**SHORT PROBLEM:**
Search the material below for the string "index" and extract each line that has it.

start EXERCISE INPUT

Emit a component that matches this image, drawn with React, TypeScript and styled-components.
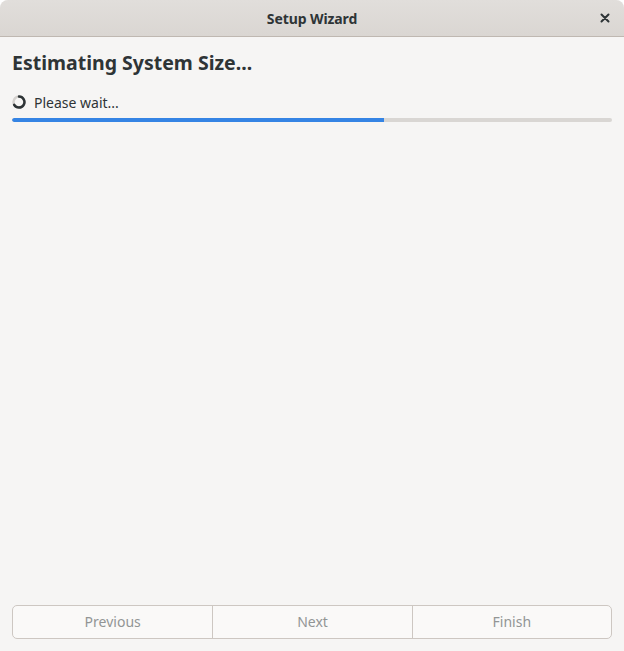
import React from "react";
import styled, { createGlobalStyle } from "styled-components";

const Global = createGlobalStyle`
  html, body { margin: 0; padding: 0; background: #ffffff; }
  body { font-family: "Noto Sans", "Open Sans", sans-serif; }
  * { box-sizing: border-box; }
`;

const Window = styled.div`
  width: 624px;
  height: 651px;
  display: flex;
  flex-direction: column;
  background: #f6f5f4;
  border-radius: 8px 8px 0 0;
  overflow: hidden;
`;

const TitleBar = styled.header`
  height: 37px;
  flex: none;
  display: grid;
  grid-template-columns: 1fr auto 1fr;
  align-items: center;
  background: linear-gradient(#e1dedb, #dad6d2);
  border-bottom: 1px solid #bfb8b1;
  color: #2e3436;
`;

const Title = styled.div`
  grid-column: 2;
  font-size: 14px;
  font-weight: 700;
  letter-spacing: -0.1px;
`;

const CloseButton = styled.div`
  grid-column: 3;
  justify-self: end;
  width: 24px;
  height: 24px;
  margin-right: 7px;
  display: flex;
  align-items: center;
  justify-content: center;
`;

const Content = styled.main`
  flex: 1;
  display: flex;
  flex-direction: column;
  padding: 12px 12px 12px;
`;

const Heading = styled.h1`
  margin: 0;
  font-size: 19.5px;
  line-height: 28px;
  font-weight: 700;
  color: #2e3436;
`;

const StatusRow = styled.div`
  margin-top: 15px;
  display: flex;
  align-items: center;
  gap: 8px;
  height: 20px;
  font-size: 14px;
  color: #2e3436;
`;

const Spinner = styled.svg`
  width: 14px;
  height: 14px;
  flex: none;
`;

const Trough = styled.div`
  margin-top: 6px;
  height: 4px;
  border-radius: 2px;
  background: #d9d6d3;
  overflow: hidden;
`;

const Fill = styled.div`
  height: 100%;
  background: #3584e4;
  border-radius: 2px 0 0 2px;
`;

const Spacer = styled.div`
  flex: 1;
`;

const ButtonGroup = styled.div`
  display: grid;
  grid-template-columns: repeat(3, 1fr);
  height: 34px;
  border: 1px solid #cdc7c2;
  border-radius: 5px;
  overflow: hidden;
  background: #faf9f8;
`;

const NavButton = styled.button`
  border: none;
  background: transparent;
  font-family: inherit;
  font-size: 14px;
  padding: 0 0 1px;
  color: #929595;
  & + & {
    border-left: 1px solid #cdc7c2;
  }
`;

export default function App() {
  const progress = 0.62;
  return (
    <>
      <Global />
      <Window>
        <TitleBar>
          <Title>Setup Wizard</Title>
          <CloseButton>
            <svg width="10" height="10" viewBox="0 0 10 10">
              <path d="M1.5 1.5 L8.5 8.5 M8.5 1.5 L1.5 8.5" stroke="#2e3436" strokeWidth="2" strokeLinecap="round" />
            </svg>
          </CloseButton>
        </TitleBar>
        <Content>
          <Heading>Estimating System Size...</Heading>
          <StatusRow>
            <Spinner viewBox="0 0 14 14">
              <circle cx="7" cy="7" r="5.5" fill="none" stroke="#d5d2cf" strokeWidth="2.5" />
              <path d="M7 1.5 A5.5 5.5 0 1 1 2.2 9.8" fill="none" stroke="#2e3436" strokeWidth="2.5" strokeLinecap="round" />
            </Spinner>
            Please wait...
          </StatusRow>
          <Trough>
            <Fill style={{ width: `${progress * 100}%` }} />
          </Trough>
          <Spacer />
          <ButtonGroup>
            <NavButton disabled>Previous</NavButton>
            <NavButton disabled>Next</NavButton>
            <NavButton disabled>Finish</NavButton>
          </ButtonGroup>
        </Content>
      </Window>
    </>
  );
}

end EXERCISE INPUT
start EXERCISE INPUT

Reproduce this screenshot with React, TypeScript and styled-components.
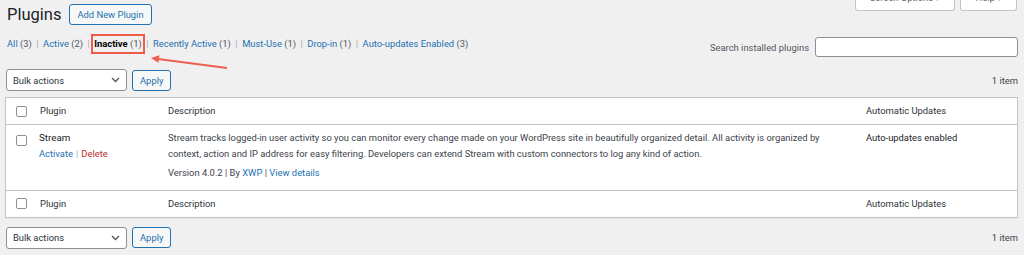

end EXERCISE INPUT
start EXERCISE INPUT

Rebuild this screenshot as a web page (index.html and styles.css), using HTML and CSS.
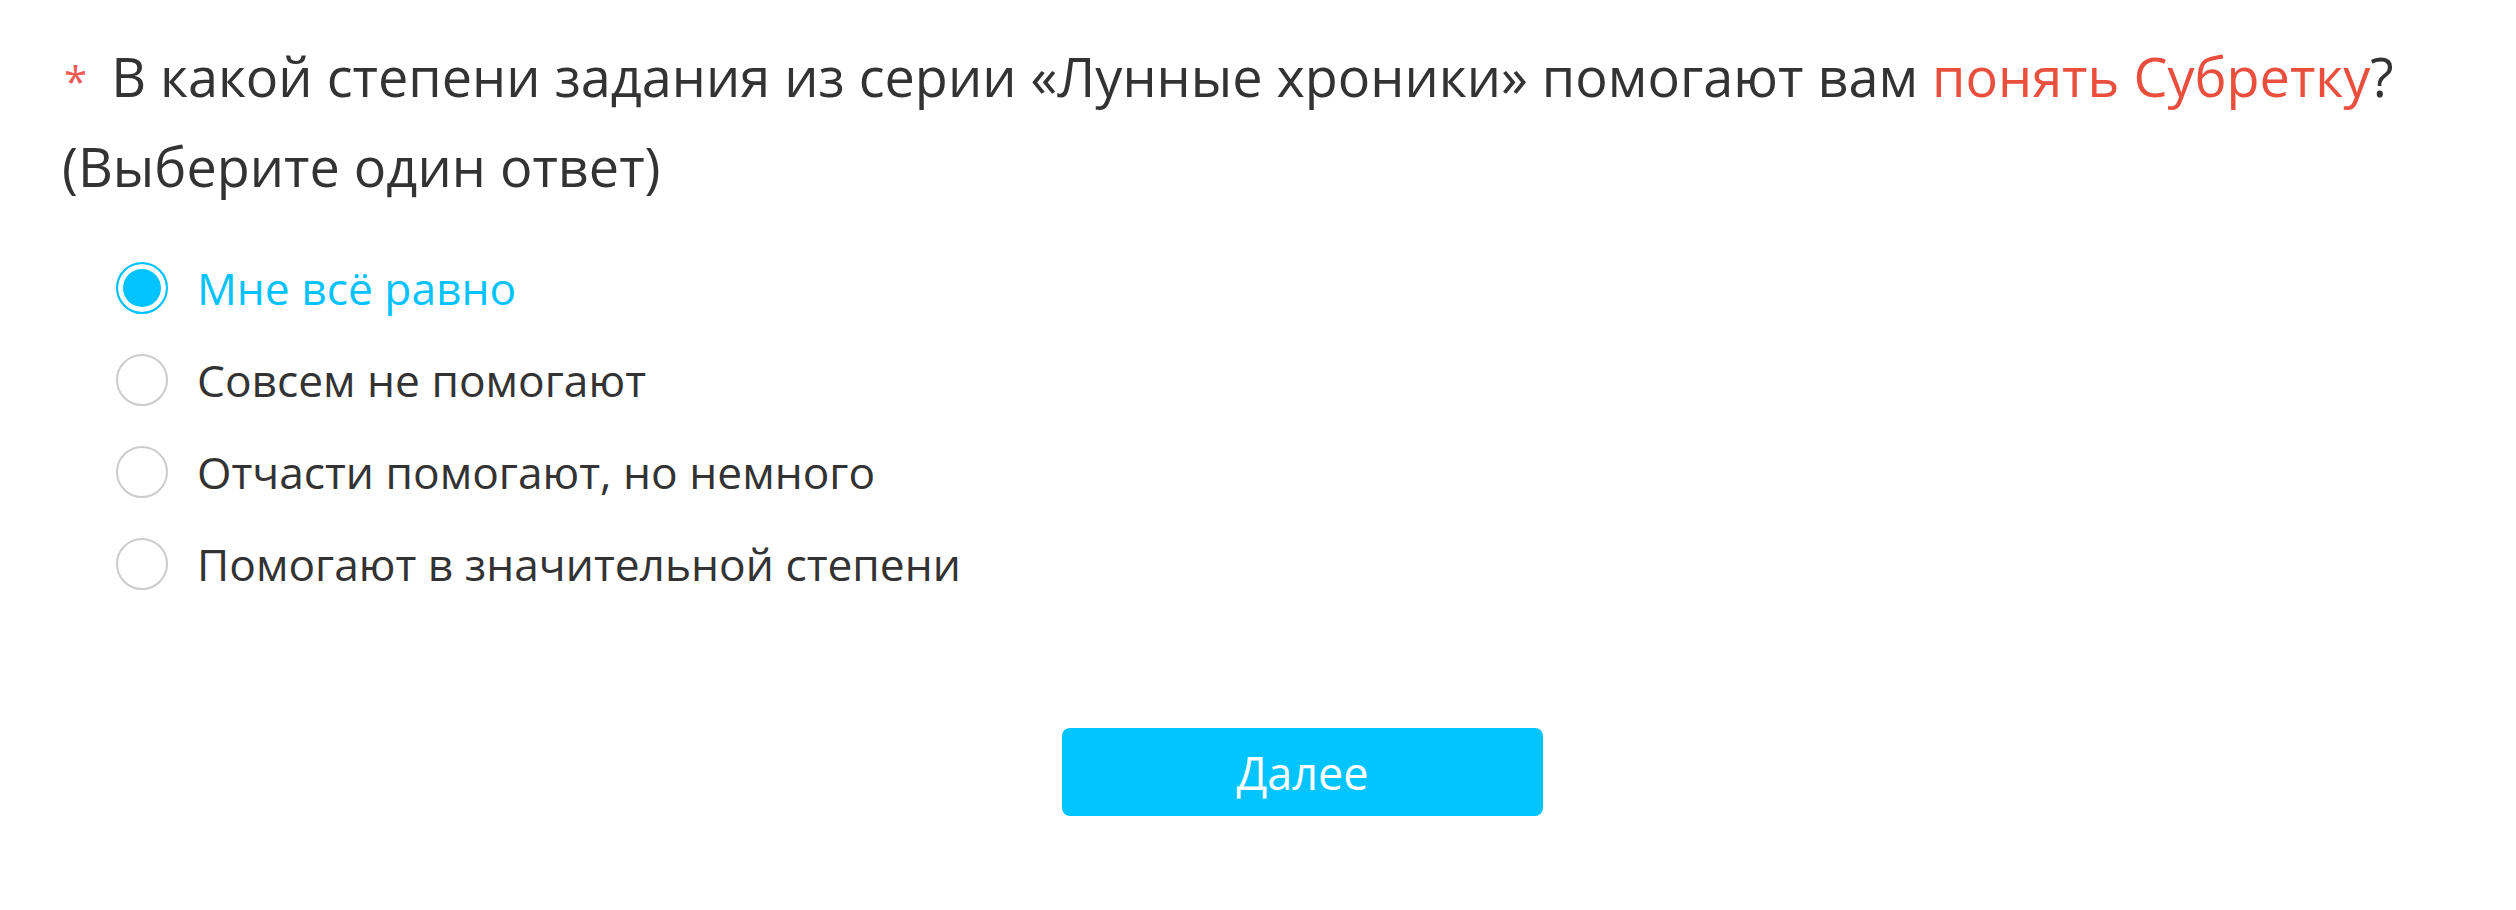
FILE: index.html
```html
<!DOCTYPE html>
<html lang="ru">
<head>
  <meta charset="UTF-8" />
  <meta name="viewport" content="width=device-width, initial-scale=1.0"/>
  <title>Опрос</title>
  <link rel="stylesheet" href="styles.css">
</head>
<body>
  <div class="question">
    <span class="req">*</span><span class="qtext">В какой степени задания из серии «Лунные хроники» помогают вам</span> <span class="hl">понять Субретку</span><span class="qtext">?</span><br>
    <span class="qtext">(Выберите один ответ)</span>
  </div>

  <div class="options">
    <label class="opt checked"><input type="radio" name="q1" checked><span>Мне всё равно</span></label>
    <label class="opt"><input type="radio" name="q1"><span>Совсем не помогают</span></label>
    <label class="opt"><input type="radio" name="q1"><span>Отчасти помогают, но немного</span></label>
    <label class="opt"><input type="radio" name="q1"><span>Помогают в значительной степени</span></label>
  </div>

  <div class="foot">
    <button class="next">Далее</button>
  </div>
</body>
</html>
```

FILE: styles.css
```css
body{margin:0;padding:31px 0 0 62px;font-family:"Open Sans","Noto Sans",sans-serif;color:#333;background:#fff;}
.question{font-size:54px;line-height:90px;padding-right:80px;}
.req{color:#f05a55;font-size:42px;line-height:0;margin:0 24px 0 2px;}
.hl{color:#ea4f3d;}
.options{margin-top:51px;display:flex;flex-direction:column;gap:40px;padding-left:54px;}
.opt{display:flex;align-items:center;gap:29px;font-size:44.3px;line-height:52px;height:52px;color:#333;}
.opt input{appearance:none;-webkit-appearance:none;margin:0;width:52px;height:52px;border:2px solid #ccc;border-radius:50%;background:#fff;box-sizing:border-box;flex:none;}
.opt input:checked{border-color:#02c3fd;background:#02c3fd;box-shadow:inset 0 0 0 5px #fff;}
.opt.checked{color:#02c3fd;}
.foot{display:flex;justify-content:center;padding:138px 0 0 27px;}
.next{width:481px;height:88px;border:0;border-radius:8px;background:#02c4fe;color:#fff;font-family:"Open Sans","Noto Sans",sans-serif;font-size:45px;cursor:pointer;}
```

end EXERCISE INPUT

**FINAL RESULT:**
Rebuild this screenshot as a web page (index.html and styles.css), using HTML and CSS.
FILE: index.html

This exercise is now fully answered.